STORED DATA —
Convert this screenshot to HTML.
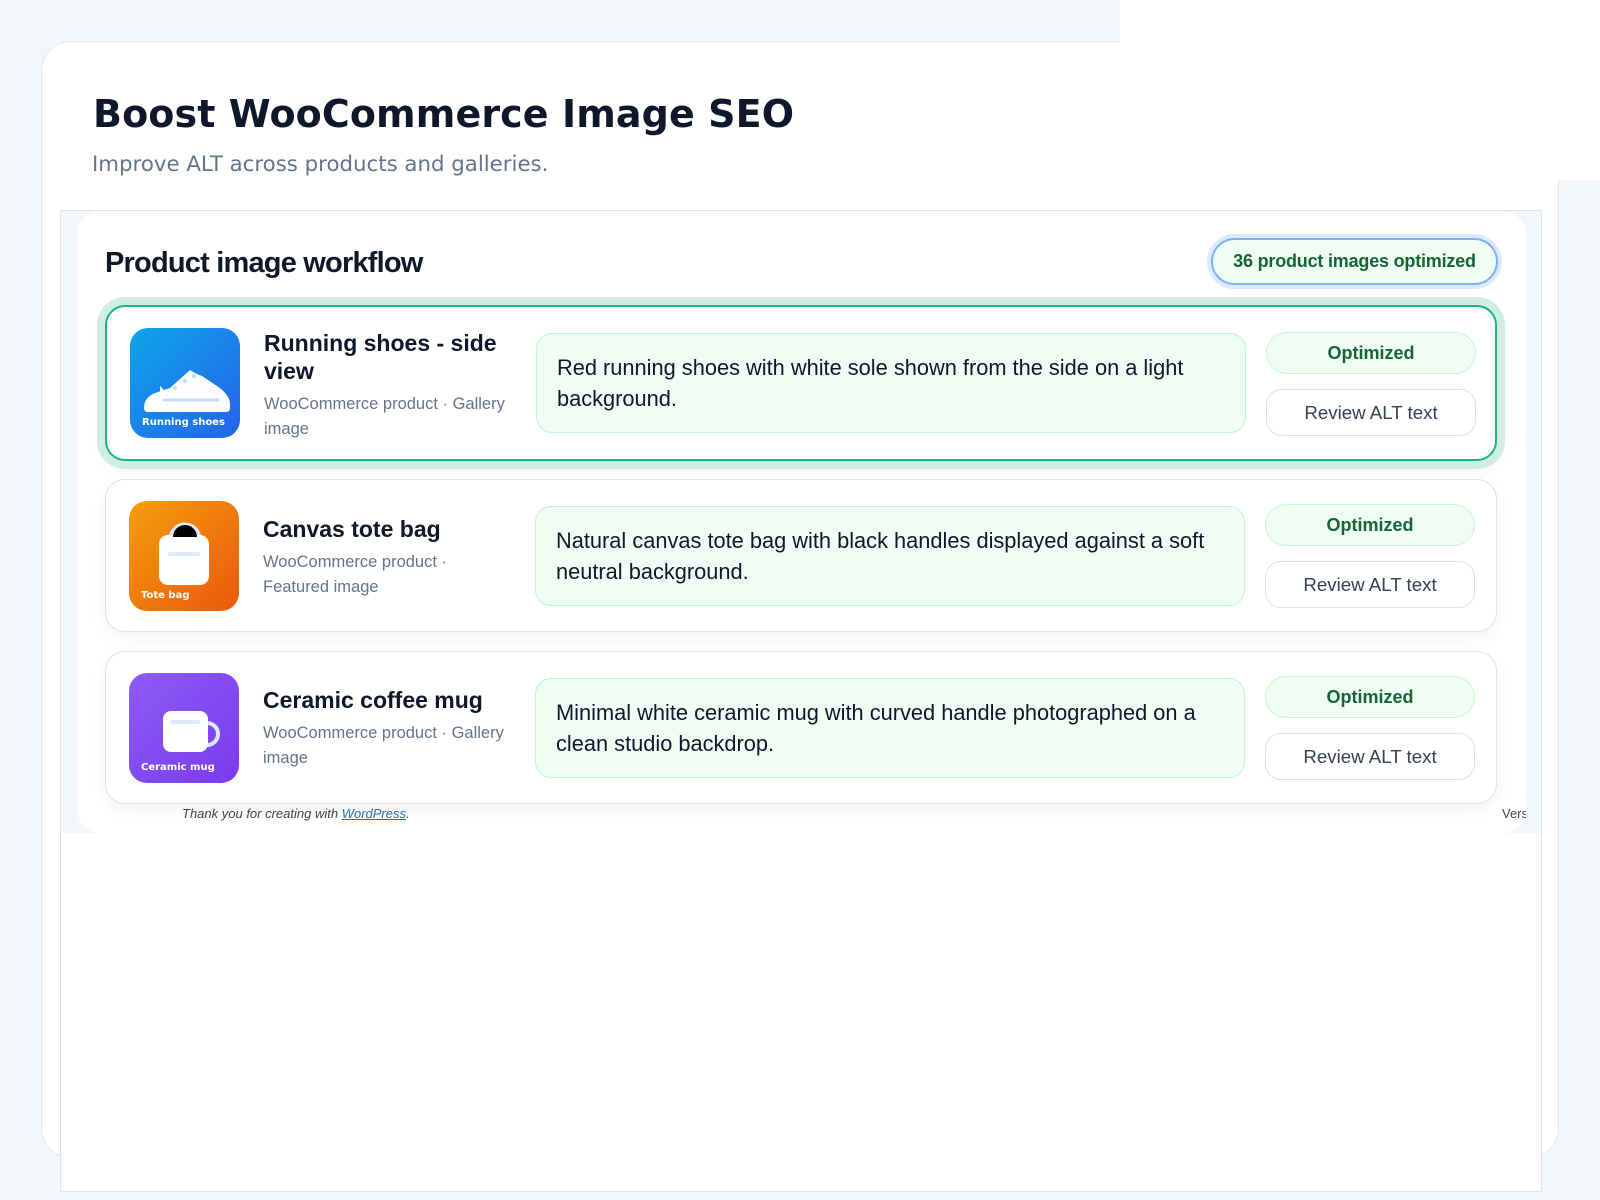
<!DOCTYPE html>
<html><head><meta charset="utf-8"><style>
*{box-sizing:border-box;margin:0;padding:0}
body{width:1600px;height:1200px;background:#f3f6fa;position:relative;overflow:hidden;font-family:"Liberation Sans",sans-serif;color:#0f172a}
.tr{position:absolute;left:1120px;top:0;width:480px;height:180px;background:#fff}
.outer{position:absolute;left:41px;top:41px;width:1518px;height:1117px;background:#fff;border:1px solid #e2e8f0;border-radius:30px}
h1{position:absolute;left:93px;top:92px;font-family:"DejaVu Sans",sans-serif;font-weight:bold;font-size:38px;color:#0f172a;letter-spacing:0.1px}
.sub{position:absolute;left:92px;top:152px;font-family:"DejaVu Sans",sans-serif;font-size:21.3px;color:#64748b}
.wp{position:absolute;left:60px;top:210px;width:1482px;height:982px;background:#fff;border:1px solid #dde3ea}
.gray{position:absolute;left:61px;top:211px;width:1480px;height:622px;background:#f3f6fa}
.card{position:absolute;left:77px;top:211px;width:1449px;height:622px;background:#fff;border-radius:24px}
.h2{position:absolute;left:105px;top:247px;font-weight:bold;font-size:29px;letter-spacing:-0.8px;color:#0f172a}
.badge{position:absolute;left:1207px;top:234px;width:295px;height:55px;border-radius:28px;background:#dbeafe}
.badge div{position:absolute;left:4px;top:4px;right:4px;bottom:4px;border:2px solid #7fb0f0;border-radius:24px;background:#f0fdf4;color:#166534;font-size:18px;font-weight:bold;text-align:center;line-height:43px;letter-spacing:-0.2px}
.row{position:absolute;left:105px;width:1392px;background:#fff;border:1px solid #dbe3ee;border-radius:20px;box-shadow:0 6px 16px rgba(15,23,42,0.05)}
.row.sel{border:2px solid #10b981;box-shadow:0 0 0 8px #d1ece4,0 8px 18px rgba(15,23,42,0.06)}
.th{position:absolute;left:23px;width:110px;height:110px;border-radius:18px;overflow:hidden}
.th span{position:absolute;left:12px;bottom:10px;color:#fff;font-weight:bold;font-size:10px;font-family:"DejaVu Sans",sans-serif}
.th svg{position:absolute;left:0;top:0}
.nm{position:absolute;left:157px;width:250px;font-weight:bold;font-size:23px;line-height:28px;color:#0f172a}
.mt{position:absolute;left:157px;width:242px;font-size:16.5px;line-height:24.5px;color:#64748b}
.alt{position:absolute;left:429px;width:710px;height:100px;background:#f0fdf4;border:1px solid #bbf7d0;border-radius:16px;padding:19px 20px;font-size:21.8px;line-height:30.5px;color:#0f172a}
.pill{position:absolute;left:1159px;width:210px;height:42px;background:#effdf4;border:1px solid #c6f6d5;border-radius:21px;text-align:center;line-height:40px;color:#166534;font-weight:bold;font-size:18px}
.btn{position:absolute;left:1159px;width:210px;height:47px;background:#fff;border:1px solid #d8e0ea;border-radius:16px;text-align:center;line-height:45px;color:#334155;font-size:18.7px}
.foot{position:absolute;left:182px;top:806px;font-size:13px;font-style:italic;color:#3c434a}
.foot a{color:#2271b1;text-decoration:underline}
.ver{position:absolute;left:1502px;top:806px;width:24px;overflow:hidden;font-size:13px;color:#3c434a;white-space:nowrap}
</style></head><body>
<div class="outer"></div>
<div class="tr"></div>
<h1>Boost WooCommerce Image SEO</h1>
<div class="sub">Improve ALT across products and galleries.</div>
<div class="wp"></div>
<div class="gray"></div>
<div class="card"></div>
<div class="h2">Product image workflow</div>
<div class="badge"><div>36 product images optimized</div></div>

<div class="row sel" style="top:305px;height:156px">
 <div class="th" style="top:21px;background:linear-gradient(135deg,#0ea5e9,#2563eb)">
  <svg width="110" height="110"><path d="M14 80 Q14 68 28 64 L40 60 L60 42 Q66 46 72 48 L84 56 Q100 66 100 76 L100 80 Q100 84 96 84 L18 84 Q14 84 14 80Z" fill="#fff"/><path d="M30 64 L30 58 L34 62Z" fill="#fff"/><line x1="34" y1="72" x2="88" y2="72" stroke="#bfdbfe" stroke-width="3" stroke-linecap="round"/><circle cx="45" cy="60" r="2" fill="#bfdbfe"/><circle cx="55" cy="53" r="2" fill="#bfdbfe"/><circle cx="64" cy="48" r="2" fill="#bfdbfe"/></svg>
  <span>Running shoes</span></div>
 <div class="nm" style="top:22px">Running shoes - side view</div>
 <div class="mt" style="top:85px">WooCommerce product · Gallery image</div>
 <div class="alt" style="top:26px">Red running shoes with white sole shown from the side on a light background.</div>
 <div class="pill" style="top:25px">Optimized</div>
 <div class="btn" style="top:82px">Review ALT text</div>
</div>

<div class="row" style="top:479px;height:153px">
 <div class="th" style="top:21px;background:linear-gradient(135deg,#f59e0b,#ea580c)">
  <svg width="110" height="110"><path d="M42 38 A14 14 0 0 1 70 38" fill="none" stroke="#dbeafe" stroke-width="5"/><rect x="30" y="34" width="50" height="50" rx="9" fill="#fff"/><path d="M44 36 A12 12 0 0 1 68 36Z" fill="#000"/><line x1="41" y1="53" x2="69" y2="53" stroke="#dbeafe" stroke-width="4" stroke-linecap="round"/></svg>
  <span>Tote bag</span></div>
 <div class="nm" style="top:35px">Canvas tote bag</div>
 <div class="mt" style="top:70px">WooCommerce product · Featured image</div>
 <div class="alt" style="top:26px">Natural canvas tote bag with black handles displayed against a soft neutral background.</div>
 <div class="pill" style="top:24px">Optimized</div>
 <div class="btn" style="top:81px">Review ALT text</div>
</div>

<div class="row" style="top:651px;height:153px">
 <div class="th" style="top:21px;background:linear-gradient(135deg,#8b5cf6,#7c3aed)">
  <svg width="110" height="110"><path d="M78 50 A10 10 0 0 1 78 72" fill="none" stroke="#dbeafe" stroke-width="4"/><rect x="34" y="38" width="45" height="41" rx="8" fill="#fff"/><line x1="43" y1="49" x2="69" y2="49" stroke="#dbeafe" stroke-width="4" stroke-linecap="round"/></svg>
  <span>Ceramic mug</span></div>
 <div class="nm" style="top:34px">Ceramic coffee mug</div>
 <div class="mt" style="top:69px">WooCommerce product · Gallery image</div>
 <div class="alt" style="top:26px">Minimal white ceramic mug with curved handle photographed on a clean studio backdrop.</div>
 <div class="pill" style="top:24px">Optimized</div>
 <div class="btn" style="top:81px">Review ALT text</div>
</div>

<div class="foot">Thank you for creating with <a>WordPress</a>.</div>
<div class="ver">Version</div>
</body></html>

WHAT NEEDS TO BE DONE — Extract the full listing exactly, with the pictures left out.

COMPLETE RESPONSE —
Convert this screenshot to HTML.
<!DOCTYPE html>
<html><head><meta charset="utf-8"><style>
*{box-sizing:border-box;margin:0;padding:0}
body{width:1600px;height:1200px;background:#f3f6fa;position:relative;overflow:hidden;font-family:"Liberation Sans",sans-serif;color:#0f172a}
.tr{position:absolute;left:1120px;top:0;width:480px;height:180px;background:#fff}
.outer{position:absolute;left:41px;top:41px;width:1518px;height:1117px;background:#fff;border:1px solid #e2e8f0;border-radius:30px}
h1{position:absolute;left:93px;top:92px;font-family:"DejaVu Sans",sans-serif;font-weight:bold;font-size:38px;color:#0f172a;letter-spacing:0.1px}
.sub{position:absolute;left:92px;top:152px;font-family:"DejaVu Sans",sans-serif;font-size:21.3px;color:#64748b}
.wp{position:absolute;left:60px;top:210px;width:1482px;height:982px;background:#fff;border:1px solid #dde3ea}
.gray{position:absolute;left:61px;top:211px;width:1480px;height:622px;background:#f3f6fa}
.card{position:absolute;left:77px;top:211px;width:1449px;height:622px;background:#fff;border-radius:24px}
.h2{position:absolute;left:105px;top:247px;font-weight:bold;font-size:29px;letter-spacing:-0.8px;color:#0f172a}
.badge{position:absolute;left:1207px;top:234px;width:295px;height:55px;border-radius:28px;background:#dbeafe}
.badge div{position:absolute;left:4px;top:4px;right:4px;bottom:4px;border:2px solid #7fb0f0;border-radius:24px;background:#f0fdf4;color:#166534;font-size:18px;font-weight:bold;text-align:center;line-height:43px;letter-spacing:-0.2px}
.row{position:absolute;left:105px;width:1392px;background:#fff;border:1px solid #dbe3ee;border-radius:20px;box-shadow:0 6px 16px rgba(15,23,42,0.05)}
.row.sel{border:2px solid #10b981;box-shadow:0 0 0 8px #d1ece4,0 8px 18px rgba(15,23,42,0.06)}
.th{position:absolute;left:23px;width:110px;height:110px;border-radius:18px;overflow:hidden}
.th span{position:absolute;left:12px;bottom:10px;color:#fff;font-weight:bold;font-size:10px;font-family:"DejaVu Sans",sans-serif}
.th svg{position:absolute;left:0;top:0}
.nm{position:absolute;left:157px;width:250px;font-weight:bold;font-size:23px;line-height:28px;color:#0f172a}
.mt{position:absolute;left:157px;width:242px;font-size:16.5px;line-height:24.5px;color:#64748b}
.alt{position:absolute;left:429px;width:710px;height:100px;background:#f0fdf4;border:1px solid #bbf7d0;border-radius:16px;padding:19px 20px;font-size:21.8px;line-height:30.5px;color:#0f172a}
.pill{position:absolute;left:1159px;width:210px;height:42px;background:#effdf4;border:1px solid #c6f6d5;border-radius:21px;text-align:center;line-height:40px;color:#166534;font-weight:bold;font-size:18px}
.btn{position:absolute;left:1159px;width:210px;height:47px;background:#fff;border:1px solid #d8e0ea;border-radius:16px;text-align:center;line-height:45px;color:#334155;font-size:18.7px}
.foot{position:absolute;left:182px;top:806px;font-size:13px;font-style:italic;color:#3c434a}
.foot a{color:#2271b1;text-decoration:underline}
.ver{position:absolute;left:1502px;top:806px;width:24px;overflow:hidden;font-size:13px;color:#3c434a;white-space:nowrap}
</style></head><body>
<div class="outer"></div>
<div class="tr"></div>
<h1>Boost WooCommerce Image SEO</h1>
<div class="sub">Improve ALT across products and galleries.</div>
<div class="wp"></div>
<div class="gray"></div>
<div class="card"></div>
<div class="h2">Product image workflow</div>
<div class="badge"><div>36 product images optimized</div></div>

<div class="row sel" style="top:305px;height:156px">
 <div class="th" style="top:21px;background:linear-gradient(135deg,#0ea5e9,#2563eb)">
  <svg width="110" height="110"><path d="M14 80 Q14 68 28 64 L40 60 L60 42 Q66 46 72 48 L84 56 Q100 66 100 76 L100 80 Q100 84 96 84 L18 84 Q14 84 14 80Z" fill="#fff"/><path d="M30 64 L30 58 L34 62Z" fill="#fff"/><line x1="34" y1="72" x2="88" y2="72" stroke="#bfdbfe" stroke-width="3" stroke-linecap="round"/><circle cx="45" cy="60" r="2" fill="#bfdbfe"/><circle cx="55" cy="53" r="2" fill="#bfdbfe"/><circle cx="64" cy="48" r="2" fill="#bfdbfe"/></svg>
  <span>Running shoes</span></div>
 <div class="nm" style="top:22px">Running shoes - side view</div>
 <div class="mt" style="top:85px">WooCommerce product · Gallery image</div>
 <div class="alt" style="top:26px">Red running shoes with white sole shown from the side on a light background.</div>
 <div class="pill" style="top:25px">Optimized</div>
 <div class="btn" style="top:82px">Review ALT text</div>
</div>

<div class="row" style="top:479px;height:153px">
 <div class="th" style="top:21px;background:linear-gradient(135deg,#f59e0b,#ea580c)">
  <svg width="110" height="110"><path d="M42 38 A14 14 0 0 1 70 38" fill="none" stroke="#dbeafe" stroke-width="5"/><rect x="30" y="34" width="50" height="50" rx="9" fill="#fff"/><path d="M44 36 A12 12 0 0 1 68 36Z" fill="#000"/><line x1="41" y1="53" x2="69" y2="53" stroke="#dbeafe" stroke-width="4" stroke-linecap="round"/></svg>
  <span>Tote bag</span></div>
 <div class="nm" style="top:35px">Canvas tote bag</div>
 <div class="mt" style="top:70px">WooCommerce product · Featured image</div>
 <div class="alt" style="top:26px">Natural canvas tote bag with black handles displayed against a soft neutral background.</div>
 <div class="pill" style="top:24px">Optimized</div>
 <div class="btn" style="top:81px">Review ALT text</div>
</div>

<div class="row" style="top:651px;height:153px">
 <div class="th" style="top:21px;background:linear-gradient(135deg,#8b5cf6,#7c3aed)">
  <svg width="110" height="110"><path d="M78 50 A10 10 0 0 1 78 72" fill="none" stroke="#dbeafe" stroke-width="4"/><rect x="34" y="38" width="45" height="41" rx="8" fill="#fff"/><line x1="43" y1="49" x2="69" y2="49" stroke="#dbeafe" stroke-width="4" stroke-linecap="round"/></svg>
  <span>Ceramic mug</span></div>
 <div class="nm" style="top:34px">Ceramic coffee mug</div>
 <div class="mt" style="top:69px">WooCommerce product · Gallery image</div>
 <div class="alt" style="top:26px">Minimal white ceramic mug with curved handle photographed on a clean studio backdrop.</div>
 <div class="pill" style="top:24px">Optimized</div>
 <div class="btn" style="top:81px">Review ALT text</div>
</div>

<div class="foot">Thank you for creating with <a>WordPress</a>.</div>
<div class="ver">Version</div>
</body></html>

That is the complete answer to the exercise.